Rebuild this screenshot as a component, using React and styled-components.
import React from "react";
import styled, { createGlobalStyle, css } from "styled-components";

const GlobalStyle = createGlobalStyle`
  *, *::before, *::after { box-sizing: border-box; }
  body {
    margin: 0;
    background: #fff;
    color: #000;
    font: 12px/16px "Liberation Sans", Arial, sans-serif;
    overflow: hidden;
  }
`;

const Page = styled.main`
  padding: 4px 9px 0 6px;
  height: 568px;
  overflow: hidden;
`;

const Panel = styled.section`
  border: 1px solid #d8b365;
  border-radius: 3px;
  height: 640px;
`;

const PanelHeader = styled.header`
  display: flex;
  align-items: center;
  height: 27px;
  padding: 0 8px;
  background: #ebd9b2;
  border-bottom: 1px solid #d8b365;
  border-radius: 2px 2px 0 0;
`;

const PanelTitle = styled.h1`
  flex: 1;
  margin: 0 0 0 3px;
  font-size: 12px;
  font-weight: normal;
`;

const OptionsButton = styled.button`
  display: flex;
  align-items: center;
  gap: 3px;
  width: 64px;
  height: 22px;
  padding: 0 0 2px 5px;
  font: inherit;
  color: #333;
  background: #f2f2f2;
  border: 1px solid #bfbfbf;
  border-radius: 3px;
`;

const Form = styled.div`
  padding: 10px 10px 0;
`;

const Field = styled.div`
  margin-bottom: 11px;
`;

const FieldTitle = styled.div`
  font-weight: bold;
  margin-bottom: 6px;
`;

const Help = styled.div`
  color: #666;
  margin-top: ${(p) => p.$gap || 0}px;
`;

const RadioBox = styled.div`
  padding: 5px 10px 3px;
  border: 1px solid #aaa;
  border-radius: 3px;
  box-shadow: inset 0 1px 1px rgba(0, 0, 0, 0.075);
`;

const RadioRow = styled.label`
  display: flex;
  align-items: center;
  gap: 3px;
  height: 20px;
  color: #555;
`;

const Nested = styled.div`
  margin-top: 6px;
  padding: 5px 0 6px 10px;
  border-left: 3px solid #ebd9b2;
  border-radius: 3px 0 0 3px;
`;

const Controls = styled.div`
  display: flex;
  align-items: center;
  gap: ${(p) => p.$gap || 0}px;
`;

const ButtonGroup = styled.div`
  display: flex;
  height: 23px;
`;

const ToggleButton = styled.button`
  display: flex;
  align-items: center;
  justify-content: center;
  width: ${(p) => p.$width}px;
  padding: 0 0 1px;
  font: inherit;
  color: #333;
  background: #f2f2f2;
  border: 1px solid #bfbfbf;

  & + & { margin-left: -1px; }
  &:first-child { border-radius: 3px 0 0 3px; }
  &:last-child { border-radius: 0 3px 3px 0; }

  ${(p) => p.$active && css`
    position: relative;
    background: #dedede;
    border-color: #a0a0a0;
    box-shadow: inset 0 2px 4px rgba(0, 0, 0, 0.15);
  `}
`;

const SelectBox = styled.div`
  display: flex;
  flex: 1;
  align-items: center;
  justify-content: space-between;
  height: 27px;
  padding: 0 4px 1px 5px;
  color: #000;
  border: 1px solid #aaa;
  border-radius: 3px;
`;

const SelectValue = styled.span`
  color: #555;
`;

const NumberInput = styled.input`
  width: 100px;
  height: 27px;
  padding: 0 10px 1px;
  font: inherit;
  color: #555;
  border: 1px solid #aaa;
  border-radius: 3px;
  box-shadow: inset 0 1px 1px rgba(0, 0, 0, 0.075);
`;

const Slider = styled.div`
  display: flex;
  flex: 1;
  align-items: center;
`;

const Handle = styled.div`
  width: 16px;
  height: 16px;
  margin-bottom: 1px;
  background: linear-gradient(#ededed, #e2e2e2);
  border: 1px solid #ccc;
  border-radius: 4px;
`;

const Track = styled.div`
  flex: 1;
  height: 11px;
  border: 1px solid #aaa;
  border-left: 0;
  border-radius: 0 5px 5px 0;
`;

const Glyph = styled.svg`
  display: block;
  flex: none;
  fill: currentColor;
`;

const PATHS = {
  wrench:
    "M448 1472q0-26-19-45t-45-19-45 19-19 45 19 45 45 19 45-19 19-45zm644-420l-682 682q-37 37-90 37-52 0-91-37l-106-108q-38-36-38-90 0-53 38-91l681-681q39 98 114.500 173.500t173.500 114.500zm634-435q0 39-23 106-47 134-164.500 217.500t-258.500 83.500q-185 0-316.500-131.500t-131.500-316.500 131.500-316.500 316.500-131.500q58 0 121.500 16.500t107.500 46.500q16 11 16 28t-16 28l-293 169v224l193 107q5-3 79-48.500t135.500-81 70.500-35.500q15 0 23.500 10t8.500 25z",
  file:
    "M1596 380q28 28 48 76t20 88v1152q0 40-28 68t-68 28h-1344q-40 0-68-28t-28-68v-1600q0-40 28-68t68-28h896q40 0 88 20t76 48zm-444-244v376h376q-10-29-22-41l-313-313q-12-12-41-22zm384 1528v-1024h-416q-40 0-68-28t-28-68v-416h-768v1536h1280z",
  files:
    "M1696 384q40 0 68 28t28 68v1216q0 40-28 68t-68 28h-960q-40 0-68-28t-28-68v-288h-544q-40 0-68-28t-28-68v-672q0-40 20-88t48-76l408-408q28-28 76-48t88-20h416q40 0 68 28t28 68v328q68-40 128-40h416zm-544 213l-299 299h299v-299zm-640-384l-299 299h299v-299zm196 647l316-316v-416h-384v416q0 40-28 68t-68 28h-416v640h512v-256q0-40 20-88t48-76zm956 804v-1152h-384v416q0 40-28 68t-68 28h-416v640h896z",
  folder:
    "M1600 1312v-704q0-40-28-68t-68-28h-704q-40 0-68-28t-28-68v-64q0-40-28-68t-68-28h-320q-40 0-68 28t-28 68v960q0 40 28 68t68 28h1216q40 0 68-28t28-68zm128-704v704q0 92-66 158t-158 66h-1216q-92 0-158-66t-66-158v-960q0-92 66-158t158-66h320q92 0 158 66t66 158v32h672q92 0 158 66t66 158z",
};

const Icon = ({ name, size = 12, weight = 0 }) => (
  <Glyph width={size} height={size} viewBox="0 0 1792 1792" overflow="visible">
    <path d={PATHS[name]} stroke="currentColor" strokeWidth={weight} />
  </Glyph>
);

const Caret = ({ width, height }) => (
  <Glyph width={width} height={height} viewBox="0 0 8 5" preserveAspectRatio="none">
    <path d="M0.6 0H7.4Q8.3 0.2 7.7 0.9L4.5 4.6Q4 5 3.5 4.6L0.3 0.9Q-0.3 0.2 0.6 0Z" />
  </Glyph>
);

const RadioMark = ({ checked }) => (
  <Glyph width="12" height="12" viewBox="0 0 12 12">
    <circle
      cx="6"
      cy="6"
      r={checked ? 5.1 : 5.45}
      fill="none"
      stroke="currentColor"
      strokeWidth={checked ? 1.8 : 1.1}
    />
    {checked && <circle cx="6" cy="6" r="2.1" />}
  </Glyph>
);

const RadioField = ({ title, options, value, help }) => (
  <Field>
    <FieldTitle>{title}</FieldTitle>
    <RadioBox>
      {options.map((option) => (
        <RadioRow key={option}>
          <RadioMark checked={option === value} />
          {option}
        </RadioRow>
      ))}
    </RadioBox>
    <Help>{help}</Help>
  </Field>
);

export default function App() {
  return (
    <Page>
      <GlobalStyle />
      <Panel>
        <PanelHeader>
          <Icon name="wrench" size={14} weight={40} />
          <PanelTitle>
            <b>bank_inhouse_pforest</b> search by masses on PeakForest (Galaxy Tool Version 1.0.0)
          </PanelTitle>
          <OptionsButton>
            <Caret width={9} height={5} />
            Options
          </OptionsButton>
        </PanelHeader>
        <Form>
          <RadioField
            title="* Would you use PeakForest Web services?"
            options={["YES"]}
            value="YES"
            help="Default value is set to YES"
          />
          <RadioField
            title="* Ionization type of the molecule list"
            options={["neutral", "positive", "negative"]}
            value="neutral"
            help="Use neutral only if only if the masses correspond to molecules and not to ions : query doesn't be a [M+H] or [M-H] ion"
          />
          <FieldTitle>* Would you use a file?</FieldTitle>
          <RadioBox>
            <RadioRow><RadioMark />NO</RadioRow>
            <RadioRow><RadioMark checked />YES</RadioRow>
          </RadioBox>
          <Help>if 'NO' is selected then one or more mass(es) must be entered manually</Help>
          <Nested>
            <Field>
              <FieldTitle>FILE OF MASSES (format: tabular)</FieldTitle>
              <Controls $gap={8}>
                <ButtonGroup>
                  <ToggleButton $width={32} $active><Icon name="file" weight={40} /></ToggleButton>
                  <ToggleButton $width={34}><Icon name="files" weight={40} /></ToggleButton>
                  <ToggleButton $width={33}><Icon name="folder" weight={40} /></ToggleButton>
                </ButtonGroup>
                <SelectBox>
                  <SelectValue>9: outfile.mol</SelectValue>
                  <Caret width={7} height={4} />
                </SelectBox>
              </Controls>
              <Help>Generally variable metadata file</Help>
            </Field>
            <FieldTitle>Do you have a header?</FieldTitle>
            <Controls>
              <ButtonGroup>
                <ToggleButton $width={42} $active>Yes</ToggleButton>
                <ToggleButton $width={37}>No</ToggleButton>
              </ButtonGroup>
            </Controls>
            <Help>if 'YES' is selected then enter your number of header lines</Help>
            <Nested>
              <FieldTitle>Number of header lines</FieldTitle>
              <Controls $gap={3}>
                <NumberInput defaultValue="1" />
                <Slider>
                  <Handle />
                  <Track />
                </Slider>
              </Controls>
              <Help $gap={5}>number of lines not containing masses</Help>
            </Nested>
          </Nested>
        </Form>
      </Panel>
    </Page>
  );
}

========

Provide solely the number of lines in the data that include the word "React".

Answer in full:
2